UNIAN news agency, Kiev, Ukraine, in Ukrainian, 14 May 04 BBC Monitoring Service, UK, in English, Friday, May 14, 2004

Viktor Yanukovych, Prime Minister of Ukraine (L) and Vladimir Putin, President of Russia (R) , August 1, 2003 in Moscow.
(AP photo, Sergei Ilnitsky)

KIEV - Ukrainians would cast 36.3 per cent of votes for [opposition] Our Ukraine bloc leader Viktor Yushchenko and 26.4 per cent of votes for Prime Minister Viktor Yanukovych, if the second round of [presidential] elections [scheduled for 31 October] took place on 23-30 April 2004, on the day of the recent opinion poll conducted by the Democratic Initiatives Fund and the Kiev international institute of sociology.

The poll results were made public today at a round-table meeting called "Public opinion of the Ukrainian population-May 2004", which was attended by the fund's scientific head and senior researcher at the Institute of Sociology of the National Academy of Sciences of Ukraine, Iryna Bekeshkina, and the president of the Kiev international institute of sociology and professor of the National University Kiev-Mohyla Academy, Valeriy Khmelko.

According to their data, the previous poll, held a month ago, showed that Yushchenko would have mustered some 36.4 per cent of votes, while Yanukovych 32.4 per cent of votes in the second round. Khmelko said a trend towards a wider gap between the ratings of Yanukovych and Yushchenko emerged after events in [western Ukrainian town of] Mukacheve [a controversial mayoral poll in which Western observers and the Ukrainian opposition say the vote was rigged in favour of a progovernment candidate]. [Passage omitted: changes in Yushchenko and Yanukovych's ratings across Ukrainian regions]

Viktor Yushchenko, Yes to Prosperity Campaign, April-May, 2004.

Those attending the meeting also made public possible ratings of presidential contenders in the first round, if the election were held on the day of the poll (23-30 April).

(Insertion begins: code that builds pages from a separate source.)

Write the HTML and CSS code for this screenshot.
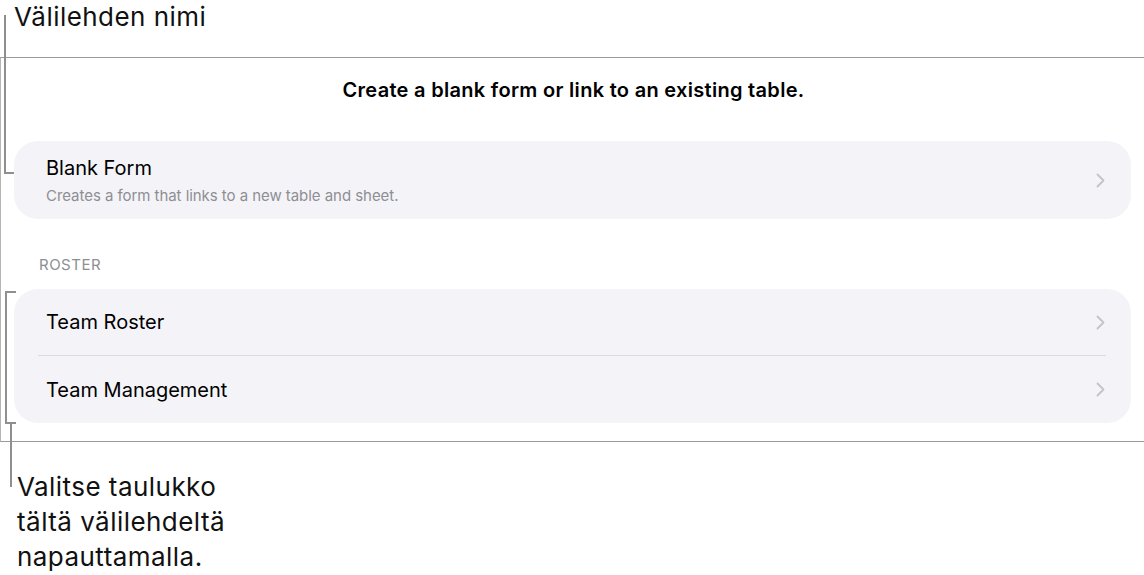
FILE: index.html
```html
<!DOCTYPE html>
<html lang="fi">
<head>
<meta charset="utf-8">
<title>Forms</title>
<link rel="stylesheet" href="styles.css">
</head>
<body>
<div class="page">
  <div class="note note-top">Välilehden nimi</div>
  <section class="sheet">
    <h1 class="sheet-title">Create a blank form or link to an existing table.</h1>
    <div class="group">
      <div class="row row-tall">
        <div class="row-text">
          <div class="row-title">Blank Form</div>
          <div class="row-sub">Creates a form that links to a new table and sheet.</div>
        </div>
        <svg class="chev" width="9" height="15" viewBox="0 0 9 15"><path d="M1.5 1.5 L7.5 7.5 L1.5 13.5" fill="none" stroke="#c4c4c7" stroke-width="1.8" stroke-linecap="round" stroke-linejoin="round"/></svg>
      </div>
    </div>
    <div class="section-label">ROSTER</div>
    <div class="group">
      <div class="row">
        <div class="row-title">Team Roster</div>
        <svg class="chev" width="9" height="15" viewBox="0 0 9 15"><path d="M1.5 1.5 L7.5 7.5 L1.5 13.5" fill="none" stroke="#c4c4c7" stroke-width="1.8" stroke-linecap="round" stroke-linejoin="round"/></svg>
      </div>
      <div class="divider"></div>
      <div class="row row-last">
        <div class="row-title">Team Management</div>
        <svg class="chev" width="9" height="15" viewBox="0 0 9 15"><path d="M1.5 1.5 L7.5 7.5 L1.5 13.5" fill="none" stroke="#c4c4c7" stroke-width="1.8" stroke-linecap="round" stroke-linejoin="round"/></svg>
      </div>
    </div>
  </section>
  <div class="note note-bottom">Valitse taulukko<br>tältä välilehdeltä<br>napauttamalla.</div>

  <div class="callout callout-top"></div>
  <div class="callout callout-bracket"></div>
  <div class="callout callout-stem"></div>
</div>
</body>
</html>
```

FILE: styles.css
```css
* { box-sizing: border-box; margin: 0; padding: 0; }
html, body { background: #ffffff; }
body {
  font-family: Inter, "Noto Sans", sans-serif;
  color: #000;
  width: 1144px;
  height: 575px;
  overflow: hidden;
}
.page {
  position: relative;
  width: 1144px;
  height: 575px;
}
.note {
  font-size: 26px;
  color: #111;
  letter-spacing: 0.45px;
}
.note-top {
  height: 57px;
  line-height: 32px;
  padding-left: 14px;
  padding-top: 1px;
}
.sheet {
  border-top: 1px solid #9a9a9a;
  border-bottom: 1px solid #9a9a9a;
  border-left: 1px solid #b5b5b5;
  padding: 0 13px 18px 13px;
}
.sheet-title {
  font-size: 20px;
  font-weight: 600;
  text-align: center;
  line-height: 24px;
  padding-top: 20px;
  height: 83px;
  letter-spacing: 0.3px;
  padding-left: 2px;
}
.group {
  background: #f4f4f8;
  border-radius: 24px;
  overflow: hidden;
}
.row {
  display: flex;
  align-items: center;
  justify-content: space-between;
  height: 66px;
  padding: 0 26px 0 32px;
}
.row-tall { height: 78px; }
.row-last { height: 67px; }
.row-title {
  font-size: 20px;
  line-height: 24px;
  color: #000;
}
.row-sub {
  font-size: 15px;
  line-height: 18px;
  color: #8e8e93;
  margin-top: 7px;
  letter-spacing: -0.05px;
}
.row-text { margin-top: 0; }
.chev { flex: none; }
.divider {
  height: 1px;
  background: #dcdce0;
  margin: 0 25px 0 24px;
}
.section-label {
  font-size: 15px;
  letter-spacing: 0.5px;
  color: #8e8e93;
  padding-left: 25px;
  height: 70px;
  padding-top: 37px;
  line-height: 18px;
}
.note-bottom {
  padding-left: 17px;
  padding-top: 27px;
  line-height: 35px;
}
.callout { position: absolute; border-color: #8f8f8f; border-style: solid; border-width: 0; }
.callout-top {
  left: 4px;
  top: 15px;
  width: 10px;
  height: 159px;
  border-left-width: 2px;
  border-bottom-width: 2px;
}
.callout-bracket {
  left: 5px;
  top: 291px;
  width: 11px;
  height: 133px;
  border-left-width: 2px;
  border-top-width: 2px;
  border-bottom-width: 2px;
}
.callout-stem {
  left: 10px;
  top: 423px;
  width: 2px;
  height: 64px;
  border-left-width: 2px;
}
```
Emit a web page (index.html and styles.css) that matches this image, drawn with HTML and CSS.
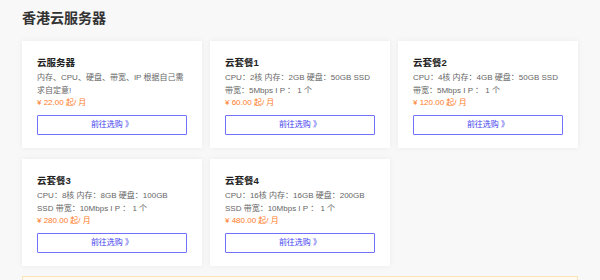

In particular, 27.3 per cent of Ukrainians would vote for Yushchenko, 17.8 per cent for Yanukovych, 10.4 per cent for [Communist leader] Petro Symonenko, 7.8 per cent for [Socialist leader] Oleksandr Moroz, 3.3 per cent for [Progressive Socialist Party leader] Nataliya Vitrenko. Some 11.7 per cent would vote against all candidates, 8.5 per cent would abstain from voting and 13.3 per cent failed to give any answer.

The Democratic Initiatives Fund and the Kiev international institute of sociology polled 2,025 people, covering Ukraine's adult population across all Ukrainian regions according to the main socio-demographic indicators, with a deviation of no more than 2.2 per cent.